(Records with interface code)
....

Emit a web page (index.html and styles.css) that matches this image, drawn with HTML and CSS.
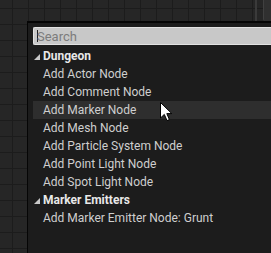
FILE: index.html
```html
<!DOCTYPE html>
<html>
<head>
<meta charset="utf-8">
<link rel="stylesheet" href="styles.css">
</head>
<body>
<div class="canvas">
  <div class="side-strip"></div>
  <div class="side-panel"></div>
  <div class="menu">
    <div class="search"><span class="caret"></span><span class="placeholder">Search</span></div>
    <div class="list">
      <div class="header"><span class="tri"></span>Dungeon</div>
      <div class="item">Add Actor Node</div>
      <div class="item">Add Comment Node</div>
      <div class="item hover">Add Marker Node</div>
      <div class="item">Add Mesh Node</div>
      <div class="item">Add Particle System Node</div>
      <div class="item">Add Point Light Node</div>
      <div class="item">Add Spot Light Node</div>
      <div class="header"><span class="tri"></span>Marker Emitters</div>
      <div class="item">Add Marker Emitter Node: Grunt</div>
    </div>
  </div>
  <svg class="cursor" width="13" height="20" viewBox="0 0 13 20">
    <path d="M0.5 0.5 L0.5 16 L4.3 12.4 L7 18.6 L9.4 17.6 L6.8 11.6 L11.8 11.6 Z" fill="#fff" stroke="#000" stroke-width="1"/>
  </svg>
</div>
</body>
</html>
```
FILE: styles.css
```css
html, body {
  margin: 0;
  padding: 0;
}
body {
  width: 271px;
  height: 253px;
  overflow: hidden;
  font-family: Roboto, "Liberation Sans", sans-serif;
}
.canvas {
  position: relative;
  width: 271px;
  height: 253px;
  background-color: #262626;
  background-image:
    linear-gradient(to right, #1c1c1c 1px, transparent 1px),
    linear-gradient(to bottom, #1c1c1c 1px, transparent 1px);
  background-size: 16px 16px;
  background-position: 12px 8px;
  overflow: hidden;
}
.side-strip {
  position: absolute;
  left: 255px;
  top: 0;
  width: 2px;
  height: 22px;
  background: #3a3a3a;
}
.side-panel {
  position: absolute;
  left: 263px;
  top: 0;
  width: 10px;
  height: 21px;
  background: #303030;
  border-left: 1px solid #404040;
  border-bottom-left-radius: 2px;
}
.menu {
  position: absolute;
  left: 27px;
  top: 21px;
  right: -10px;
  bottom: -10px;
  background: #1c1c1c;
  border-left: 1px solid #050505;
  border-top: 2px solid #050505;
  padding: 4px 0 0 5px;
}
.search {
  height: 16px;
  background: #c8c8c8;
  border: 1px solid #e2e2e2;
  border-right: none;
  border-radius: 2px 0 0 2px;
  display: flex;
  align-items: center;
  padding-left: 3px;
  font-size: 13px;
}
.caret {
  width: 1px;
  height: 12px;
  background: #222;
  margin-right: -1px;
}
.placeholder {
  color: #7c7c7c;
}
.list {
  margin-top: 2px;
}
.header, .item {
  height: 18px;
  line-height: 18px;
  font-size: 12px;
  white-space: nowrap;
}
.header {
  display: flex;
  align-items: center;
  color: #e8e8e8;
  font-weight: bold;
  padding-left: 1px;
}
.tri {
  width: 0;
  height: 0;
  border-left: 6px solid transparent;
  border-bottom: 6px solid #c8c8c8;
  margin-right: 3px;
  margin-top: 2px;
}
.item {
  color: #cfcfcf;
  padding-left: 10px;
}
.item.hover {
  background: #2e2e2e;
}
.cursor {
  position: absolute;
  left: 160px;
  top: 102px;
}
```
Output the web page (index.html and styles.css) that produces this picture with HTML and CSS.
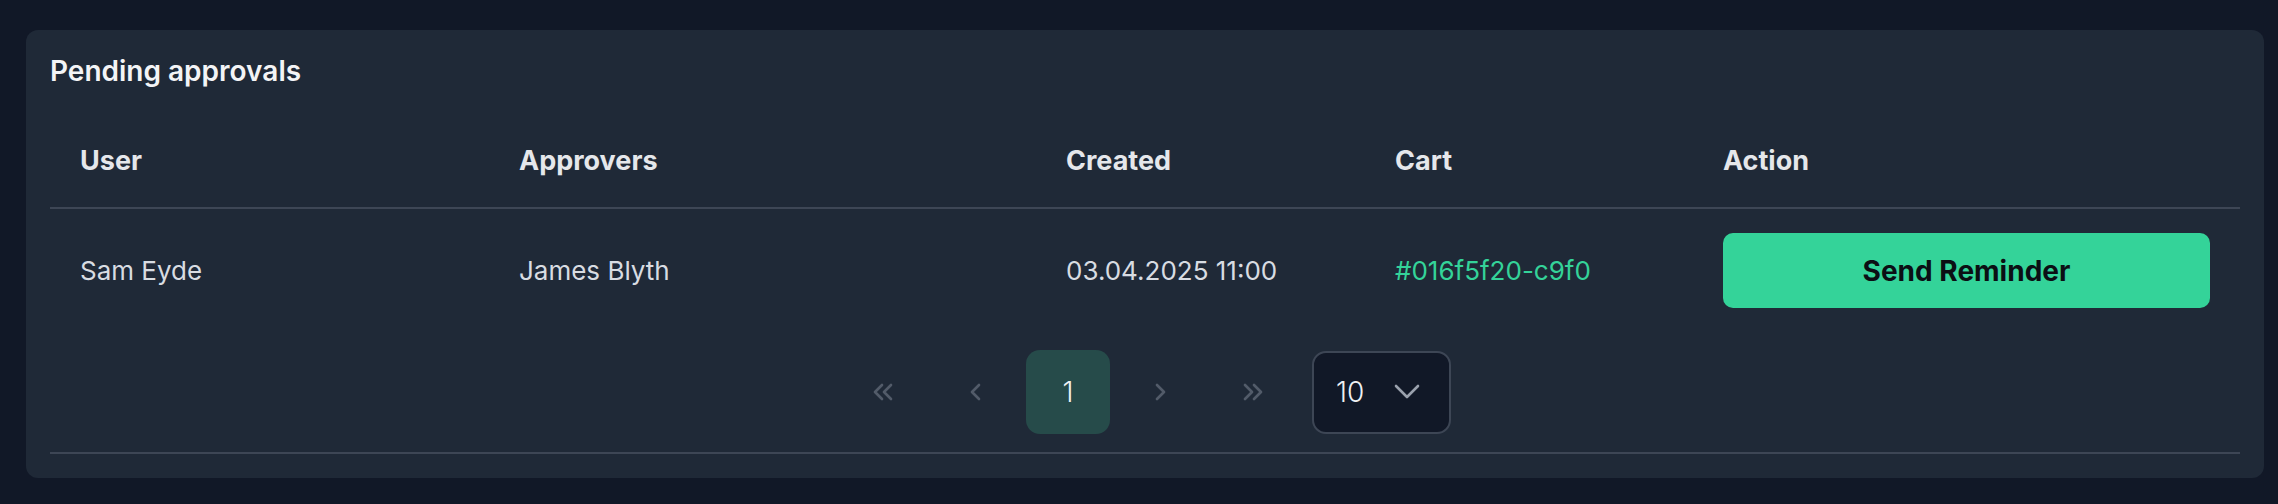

....

INSTRUCTIONS FOR THE TASK:
Without the pictures, transcribe the listing above exactly.

SOLUTION TO THE EXERCISE:
Emit a web page (index.html and styles.css) that matches this image, drawn with HTML and CSS.
FILE: index.html
```html
<!DOCTYPE html>
<html>
<head>
<meta charset="utf-8">
<link rel="stylesheet" href="styles.css">
</head>
<body>
<div class="canvas">
  <div class="side-strip"></div>
  <div class="side-panel"></div>
  <div class="menu">
    <div class="search"><span class="caret"></span><span class="placeholder">Search</span></div>
    <div class="list">
      <div class="header"><span class="tri"></span>Dungeon</div>
      <div class="item">Add Actor Node</div>
      <div class="item">Add Comment Node</div>
      <div class="item hover">Add Marker Node</div>
      <div class="item">Add Mesh Node</div>
      <div class="item">Add Particle System Node</div>
      <div class="item">Add Point Light Node</div>
      <div class="item">Add Spot Light Node</div>
      <div class="header"><span class="tri"></span>Marker Emitters</div>
      <div class="item">Add Marker Emitter Node: Grunt</div>
    </div>
  </div>
  <svg class="cursor" width="13" height="20" viewBox="0 0 13 20">
    <path d="M0.5 0.5 L0.5 16 L4.3 12.4 L7 18.6 L9.4 17.6 L6.8 11.6 L11.8 11.6 Z" fill="#fff" stroke="#000" stroke-width="1"/>
  </svg>
</div>
</body>
</html>
```
FILE: styles.css
```css
html, body {
  margin: 0;
  padding: 0;
}
body {
  width: 271px;
  height: 253px;
  overflow: hidden;
  font-family: Roboto, "Liberation Sans", sans-serif;
}
.canvas {
  position: relative;
  width: 271px;
  height: 253px;
  background-color: #262626;
  background-image:
    linear-gradient(to right, #1c1c1c 1px, transparent 1px),
    linear-gradient(to bottom, #1c1c1c 1px, transparent 1px);
  background-size: 16px 16px;
  background-position: 12px 8px;
  overflow: hidden;
}
.side-strip {
  position: absolute;
  left: 255px;
  top: 0;
  width: 2px;
  height: 22px;
  background: #3a3a3a;
}
.side-panel {
  position: absolute;
  left: 263px;
  top: 0;
  width: 10px;
  height: 21px;
  background: #303030;
  border-left: 1px solid #404040;
  border-bottom-left-radius: 2px;
}
.menu {
  position: absolute;
  left: 27px;
  top: 21px;
  right: -10px;
  bottom: -10px;
  background: #1c1c1c;
  border-left: 1px solid #050505;
  border-top: 2px solid #050505;
  padding: 4px 0 0 5px;
}
.search {
  height: 16px;
  background: #c8c8c8;
  border: 1px solid #e2e2e2;
  border-right: none;
  border-radius: 2px 0 0 2px;
  display: flex;
  align-items: center;
  padding-left: 3px;
  font-size: 13px;
}
.caret {
  width: 1px;
  height: 12px;
  background: #222;
  margin-right: -1px;
}
.placeholder {
  color: #7c7c7c;
}
.list {
  margin-top: 2px;
}
.header, .item {
  height: 18px;
  line-height: 18px;
  font-size: 12px;
  white-space: nowrap;
}
.header {
  display: flex;
  align-items: center;
  color: #e8e8e8;
  font-weight: bold;
  padding-left: 1px;
}
.tri {
  width: 0;
  height: 0;
  border-left: 6px solid transparent;
  border-bottom: 6px solid #c8c8c8;
  margin-right: 3px;
  margin-top: 2px;
}
.item {
  color: #cfcfcf;
  padding-left: 10px;
}
.item.hover {
  background: #2e2e2e;
}
.cursor {
  position: absolute;
  left: 160px;
  top: 102px;
}
```
Output the web page (index.html and styles.css) that produces this picture with HTML and CSS.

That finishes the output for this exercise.